You can define the required dimensions and dashboards to review the usage data; the usage data can be exported as a CSV also scheduled at a specific interval.

The data can also be shared with the organization’s snowflake account.

You can review the visitor details through the Visitor Browser.

Content Browser/Log browser:

The content browser page is a search interface that allows you to filter and inspect the content indexed in your Coveo organization. This page helps validate changes made to your organization and troubleshoot issues.

The Log Browser page of the Coveo Administration Console allows members with the required privileges to inspect the status of an item sent through the Coveo indexing pipeline.
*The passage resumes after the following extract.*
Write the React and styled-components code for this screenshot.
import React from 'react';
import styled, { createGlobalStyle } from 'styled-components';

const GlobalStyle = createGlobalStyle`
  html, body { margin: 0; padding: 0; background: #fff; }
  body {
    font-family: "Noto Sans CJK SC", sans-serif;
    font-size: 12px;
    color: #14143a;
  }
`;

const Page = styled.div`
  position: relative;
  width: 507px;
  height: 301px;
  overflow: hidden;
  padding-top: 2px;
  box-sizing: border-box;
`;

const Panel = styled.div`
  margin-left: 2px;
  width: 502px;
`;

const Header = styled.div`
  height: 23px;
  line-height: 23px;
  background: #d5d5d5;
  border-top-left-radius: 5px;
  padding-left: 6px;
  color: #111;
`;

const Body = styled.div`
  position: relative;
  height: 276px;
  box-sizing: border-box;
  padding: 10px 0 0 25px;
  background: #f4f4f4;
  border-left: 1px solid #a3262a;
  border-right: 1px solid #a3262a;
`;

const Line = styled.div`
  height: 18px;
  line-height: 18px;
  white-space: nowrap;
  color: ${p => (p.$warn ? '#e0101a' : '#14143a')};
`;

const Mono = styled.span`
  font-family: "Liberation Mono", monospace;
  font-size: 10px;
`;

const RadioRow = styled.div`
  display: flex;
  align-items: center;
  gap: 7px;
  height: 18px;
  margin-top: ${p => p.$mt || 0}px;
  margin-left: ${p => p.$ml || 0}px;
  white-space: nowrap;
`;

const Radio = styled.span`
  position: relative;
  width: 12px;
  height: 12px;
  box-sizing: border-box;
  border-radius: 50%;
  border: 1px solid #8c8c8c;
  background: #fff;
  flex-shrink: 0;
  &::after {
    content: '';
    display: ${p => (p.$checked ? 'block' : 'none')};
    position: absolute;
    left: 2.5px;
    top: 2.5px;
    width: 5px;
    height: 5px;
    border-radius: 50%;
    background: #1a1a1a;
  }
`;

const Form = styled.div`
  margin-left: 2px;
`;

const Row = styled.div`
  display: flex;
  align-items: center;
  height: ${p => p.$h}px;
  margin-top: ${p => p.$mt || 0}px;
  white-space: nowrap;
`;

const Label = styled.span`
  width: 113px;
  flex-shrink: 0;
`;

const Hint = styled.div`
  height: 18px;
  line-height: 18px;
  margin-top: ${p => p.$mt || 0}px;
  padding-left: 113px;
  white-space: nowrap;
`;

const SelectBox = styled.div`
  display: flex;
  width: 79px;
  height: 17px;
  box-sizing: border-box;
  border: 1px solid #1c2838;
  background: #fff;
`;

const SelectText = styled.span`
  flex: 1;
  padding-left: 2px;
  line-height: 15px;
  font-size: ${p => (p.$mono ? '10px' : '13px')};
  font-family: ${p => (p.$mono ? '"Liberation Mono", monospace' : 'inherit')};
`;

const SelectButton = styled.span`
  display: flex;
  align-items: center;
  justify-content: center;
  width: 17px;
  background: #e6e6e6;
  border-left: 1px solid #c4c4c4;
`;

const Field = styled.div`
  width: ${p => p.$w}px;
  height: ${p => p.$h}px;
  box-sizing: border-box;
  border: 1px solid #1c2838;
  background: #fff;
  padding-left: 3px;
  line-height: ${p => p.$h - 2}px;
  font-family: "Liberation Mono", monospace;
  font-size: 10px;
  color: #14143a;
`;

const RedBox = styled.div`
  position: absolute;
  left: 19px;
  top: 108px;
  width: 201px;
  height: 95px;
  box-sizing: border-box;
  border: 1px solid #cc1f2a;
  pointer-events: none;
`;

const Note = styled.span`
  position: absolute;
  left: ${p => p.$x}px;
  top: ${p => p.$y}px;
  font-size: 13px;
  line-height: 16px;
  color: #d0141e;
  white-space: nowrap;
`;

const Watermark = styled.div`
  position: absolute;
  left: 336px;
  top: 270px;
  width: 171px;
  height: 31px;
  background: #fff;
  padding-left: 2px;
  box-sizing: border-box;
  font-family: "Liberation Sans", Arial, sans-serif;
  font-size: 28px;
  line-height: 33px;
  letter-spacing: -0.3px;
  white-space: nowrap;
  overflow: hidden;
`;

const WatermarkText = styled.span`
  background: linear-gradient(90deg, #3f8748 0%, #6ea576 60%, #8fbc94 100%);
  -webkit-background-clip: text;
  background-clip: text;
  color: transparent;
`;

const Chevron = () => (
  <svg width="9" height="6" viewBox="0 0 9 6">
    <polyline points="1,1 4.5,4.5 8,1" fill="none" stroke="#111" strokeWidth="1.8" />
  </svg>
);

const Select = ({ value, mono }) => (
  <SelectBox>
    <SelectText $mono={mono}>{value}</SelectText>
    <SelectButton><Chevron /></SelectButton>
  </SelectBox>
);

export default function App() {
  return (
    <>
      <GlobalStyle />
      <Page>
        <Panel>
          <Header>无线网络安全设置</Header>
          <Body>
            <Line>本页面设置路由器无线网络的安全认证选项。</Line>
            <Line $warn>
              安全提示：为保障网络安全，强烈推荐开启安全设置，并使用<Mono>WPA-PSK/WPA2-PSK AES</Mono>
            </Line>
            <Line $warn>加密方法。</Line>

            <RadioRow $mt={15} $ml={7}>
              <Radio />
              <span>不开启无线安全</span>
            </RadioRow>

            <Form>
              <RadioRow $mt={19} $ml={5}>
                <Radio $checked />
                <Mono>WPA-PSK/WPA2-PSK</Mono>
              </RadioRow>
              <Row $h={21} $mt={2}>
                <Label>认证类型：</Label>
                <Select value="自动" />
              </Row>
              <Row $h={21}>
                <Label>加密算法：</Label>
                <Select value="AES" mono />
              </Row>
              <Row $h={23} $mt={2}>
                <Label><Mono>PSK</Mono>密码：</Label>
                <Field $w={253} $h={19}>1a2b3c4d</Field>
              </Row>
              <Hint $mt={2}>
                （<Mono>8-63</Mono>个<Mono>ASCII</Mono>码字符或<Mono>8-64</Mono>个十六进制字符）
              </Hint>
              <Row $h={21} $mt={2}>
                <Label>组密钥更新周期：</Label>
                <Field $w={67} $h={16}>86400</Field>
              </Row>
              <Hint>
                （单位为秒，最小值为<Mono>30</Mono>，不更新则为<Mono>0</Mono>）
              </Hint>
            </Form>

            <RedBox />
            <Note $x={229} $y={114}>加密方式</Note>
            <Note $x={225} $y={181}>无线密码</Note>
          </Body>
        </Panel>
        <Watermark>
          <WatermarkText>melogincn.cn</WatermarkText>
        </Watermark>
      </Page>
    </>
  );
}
Since each log corresponds to a stage of the indexing pipeline for a single item, you can retrieve precise information from this page after narrowing down your search. The Log Browser page is handy when troubleshooting indexing issues that apply to specific items. The custom messages can be logged from Python extensions — Logging Messages From an Indexing Pipeline Extension (coveo.com)

The following diagram shows the process of a query being sent to a given Coveo organization and the execution order of query pipeline features.

Whenever a query is made in your search hub, i.e., in one of your search interfaces, it passes through a query pipeline for optimization. The optimized query is then sent to the Coveo index, which returns matching items to display in the search interface.

The changes are initially enabled on the non-prod organization; the required configurations from the non-prod can be moved to the prod organization after successful post validation. You can use the Resource Snapshots to push the changes from the non-prod Organization to Prod Organization, or even the required changes can be manually applied to the prod organizations (mostly the source changes should be moved manually considering the source URL are different for no-prod and prod). Refer to Manage Resource Snapshots (coveo.com) for more details; you should be able to adjust Prod-specific values while moving the changes and only the selected resources.